== Data provided

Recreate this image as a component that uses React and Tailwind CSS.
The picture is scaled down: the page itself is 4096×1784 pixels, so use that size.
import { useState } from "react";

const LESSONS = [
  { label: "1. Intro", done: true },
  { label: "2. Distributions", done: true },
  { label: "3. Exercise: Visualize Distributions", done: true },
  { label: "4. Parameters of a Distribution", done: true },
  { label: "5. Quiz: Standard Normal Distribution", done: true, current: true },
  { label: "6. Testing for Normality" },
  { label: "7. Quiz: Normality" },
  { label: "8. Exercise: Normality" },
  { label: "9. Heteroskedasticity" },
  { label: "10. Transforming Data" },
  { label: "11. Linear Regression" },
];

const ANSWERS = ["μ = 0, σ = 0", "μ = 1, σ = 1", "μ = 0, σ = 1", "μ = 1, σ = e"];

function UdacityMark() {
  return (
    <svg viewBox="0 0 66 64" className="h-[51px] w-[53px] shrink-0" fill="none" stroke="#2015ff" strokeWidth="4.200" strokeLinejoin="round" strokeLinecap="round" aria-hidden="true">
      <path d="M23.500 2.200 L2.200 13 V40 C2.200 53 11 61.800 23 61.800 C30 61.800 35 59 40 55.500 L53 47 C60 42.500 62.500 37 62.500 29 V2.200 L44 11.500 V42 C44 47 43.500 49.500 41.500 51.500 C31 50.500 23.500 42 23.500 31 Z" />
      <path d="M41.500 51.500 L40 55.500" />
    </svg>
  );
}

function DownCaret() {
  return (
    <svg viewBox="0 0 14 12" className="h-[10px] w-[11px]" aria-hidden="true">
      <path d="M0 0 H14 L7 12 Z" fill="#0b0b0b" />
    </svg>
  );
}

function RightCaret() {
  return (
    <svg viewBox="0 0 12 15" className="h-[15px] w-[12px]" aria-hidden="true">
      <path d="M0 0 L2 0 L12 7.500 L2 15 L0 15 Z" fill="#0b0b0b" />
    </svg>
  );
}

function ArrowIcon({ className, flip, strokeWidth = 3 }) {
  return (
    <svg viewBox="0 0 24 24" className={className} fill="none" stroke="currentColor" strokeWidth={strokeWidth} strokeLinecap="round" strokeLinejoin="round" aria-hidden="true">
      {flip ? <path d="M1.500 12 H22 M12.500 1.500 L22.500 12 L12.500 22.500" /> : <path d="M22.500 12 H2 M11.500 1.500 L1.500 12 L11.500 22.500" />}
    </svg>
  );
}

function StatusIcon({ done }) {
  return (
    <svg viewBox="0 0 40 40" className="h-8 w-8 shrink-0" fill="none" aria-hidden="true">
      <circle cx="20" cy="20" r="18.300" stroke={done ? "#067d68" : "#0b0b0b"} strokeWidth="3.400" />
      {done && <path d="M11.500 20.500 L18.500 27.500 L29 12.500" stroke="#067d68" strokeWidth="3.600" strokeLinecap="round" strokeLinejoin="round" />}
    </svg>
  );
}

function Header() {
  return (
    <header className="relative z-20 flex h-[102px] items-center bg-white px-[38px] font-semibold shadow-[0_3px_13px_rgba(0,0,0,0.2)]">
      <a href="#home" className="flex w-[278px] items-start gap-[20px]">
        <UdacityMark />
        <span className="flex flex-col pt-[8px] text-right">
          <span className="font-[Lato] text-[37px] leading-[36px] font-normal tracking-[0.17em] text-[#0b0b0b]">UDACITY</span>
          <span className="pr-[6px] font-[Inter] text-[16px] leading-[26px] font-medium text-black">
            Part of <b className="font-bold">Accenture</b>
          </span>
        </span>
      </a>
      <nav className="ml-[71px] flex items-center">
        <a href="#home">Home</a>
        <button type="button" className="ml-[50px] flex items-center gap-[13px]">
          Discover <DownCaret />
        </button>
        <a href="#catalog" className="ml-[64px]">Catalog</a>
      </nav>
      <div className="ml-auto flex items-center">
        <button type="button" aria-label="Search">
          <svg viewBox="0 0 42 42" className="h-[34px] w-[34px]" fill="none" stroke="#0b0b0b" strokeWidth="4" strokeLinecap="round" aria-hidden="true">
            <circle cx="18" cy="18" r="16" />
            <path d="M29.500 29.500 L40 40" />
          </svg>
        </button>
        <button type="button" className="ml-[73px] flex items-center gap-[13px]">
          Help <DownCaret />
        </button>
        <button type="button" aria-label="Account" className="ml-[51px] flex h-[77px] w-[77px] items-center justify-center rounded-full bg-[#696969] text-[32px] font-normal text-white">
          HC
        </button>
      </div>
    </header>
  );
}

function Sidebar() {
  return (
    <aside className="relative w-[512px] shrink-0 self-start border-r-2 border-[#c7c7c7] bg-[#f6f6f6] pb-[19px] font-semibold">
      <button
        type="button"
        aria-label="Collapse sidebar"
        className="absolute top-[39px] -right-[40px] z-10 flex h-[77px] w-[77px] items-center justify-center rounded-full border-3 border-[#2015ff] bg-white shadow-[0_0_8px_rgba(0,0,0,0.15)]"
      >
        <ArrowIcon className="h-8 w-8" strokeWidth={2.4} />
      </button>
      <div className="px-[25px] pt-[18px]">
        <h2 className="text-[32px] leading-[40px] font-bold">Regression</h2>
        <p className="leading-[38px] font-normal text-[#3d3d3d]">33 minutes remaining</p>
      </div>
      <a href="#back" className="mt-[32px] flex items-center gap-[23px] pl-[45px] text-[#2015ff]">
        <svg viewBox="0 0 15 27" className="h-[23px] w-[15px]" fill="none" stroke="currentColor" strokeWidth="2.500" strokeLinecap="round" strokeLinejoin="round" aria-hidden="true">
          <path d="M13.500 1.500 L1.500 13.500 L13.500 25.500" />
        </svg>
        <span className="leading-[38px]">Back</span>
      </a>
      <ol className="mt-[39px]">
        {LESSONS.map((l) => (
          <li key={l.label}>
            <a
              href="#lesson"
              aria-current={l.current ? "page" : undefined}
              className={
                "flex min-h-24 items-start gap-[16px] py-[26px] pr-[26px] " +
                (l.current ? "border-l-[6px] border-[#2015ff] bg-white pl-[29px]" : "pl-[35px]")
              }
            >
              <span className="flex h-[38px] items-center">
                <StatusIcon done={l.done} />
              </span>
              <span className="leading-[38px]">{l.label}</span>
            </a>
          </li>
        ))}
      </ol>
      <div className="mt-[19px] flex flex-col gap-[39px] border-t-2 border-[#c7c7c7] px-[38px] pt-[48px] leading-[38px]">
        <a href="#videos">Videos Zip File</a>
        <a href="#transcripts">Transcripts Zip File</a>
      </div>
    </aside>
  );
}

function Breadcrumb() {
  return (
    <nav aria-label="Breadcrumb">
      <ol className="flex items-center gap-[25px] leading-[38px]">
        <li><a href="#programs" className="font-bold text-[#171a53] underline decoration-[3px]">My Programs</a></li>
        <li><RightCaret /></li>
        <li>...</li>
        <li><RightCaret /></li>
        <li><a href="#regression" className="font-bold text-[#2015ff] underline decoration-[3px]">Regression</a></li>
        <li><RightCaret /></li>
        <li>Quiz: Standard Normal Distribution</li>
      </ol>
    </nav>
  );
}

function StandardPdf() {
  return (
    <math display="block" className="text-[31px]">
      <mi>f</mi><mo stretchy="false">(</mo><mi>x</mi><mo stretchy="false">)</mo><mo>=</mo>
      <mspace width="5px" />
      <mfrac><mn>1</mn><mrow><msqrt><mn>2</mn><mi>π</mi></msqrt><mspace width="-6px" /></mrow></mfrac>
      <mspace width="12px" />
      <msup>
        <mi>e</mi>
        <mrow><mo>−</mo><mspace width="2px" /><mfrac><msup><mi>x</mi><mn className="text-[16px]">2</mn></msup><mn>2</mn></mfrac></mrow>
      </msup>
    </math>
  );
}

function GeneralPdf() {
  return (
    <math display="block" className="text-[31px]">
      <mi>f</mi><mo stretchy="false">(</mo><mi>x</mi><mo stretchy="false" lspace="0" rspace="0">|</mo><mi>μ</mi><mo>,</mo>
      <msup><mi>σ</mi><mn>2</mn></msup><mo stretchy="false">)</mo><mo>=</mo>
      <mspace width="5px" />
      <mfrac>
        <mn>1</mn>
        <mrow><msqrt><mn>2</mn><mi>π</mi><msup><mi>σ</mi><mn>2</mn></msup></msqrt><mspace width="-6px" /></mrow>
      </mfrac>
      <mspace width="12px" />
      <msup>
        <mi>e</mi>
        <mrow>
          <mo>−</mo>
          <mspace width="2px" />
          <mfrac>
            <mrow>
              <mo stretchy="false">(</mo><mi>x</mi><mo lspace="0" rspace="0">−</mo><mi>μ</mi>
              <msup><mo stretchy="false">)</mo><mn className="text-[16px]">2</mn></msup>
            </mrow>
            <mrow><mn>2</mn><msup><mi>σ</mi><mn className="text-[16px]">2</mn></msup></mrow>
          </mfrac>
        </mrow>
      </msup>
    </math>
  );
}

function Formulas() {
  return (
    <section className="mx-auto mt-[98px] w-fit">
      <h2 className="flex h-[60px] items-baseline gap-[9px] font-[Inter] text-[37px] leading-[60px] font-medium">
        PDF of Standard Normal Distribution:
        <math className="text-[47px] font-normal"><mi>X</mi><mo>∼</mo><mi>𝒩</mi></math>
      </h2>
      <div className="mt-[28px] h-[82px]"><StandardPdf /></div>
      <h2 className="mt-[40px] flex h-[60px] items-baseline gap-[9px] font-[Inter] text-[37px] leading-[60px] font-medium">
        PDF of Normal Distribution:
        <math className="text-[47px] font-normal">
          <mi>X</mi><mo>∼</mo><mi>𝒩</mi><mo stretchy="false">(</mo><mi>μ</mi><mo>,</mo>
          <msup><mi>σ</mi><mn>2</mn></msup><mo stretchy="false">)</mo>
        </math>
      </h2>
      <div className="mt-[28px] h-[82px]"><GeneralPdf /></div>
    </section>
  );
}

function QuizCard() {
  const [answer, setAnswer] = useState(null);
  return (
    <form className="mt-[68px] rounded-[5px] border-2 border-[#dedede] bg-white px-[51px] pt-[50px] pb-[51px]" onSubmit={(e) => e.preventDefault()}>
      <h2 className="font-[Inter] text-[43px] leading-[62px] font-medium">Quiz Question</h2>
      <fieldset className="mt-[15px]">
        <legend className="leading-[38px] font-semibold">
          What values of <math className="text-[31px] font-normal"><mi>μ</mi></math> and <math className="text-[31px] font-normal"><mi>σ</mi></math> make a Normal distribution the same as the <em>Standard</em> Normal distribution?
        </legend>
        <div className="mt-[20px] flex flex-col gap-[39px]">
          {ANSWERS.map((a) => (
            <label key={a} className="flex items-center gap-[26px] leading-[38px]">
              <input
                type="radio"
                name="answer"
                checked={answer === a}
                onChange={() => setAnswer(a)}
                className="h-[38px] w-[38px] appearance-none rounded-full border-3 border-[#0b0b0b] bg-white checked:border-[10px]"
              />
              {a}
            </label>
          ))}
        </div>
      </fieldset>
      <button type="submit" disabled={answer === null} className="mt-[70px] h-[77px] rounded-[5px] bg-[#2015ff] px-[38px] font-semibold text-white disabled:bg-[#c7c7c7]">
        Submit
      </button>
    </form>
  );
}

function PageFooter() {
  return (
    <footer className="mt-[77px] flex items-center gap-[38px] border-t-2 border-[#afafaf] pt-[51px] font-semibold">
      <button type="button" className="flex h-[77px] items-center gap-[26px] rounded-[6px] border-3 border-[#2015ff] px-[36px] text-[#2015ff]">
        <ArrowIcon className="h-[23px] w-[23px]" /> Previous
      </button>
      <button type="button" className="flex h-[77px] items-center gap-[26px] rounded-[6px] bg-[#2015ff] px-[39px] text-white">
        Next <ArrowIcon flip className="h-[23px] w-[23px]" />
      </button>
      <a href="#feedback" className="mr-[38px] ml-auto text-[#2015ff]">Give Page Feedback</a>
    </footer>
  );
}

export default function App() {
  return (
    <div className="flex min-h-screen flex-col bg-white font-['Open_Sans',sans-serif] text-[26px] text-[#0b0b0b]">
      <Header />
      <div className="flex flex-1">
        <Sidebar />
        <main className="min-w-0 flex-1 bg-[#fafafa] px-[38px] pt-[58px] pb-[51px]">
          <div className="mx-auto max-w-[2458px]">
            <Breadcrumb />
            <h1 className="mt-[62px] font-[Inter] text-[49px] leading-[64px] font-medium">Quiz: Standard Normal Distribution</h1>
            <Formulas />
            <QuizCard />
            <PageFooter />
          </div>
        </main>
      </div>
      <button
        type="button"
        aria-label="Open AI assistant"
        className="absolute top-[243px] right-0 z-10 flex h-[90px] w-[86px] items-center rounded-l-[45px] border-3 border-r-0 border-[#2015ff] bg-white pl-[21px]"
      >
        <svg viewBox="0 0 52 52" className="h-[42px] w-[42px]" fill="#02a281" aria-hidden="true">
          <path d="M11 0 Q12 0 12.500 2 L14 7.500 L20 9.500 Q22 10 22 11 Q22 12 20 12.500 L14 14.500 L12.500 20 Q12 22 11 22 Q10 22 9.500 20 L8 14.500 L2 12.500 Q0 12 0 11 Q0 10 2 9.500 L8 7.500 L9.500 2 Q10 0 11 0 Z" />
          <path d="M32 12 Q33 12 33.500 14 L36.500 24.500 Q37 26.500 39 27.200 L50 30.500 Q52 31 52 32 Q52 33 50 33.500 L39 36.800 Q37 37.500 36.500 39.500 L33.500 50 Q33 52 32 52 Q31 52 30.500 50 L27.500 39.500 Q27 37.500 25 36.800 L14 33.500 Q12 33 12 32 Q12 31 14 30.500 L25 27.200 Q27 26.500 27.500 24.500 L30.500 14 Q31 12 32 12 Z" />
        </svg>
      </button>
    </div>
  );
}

====

Which lines include the word "that"? List them all.

The result
Recreate this image as a component that uses React and Tailwind CSS.
The picture is scaled down: the page itself is 4096×1784 pixels, so use that size.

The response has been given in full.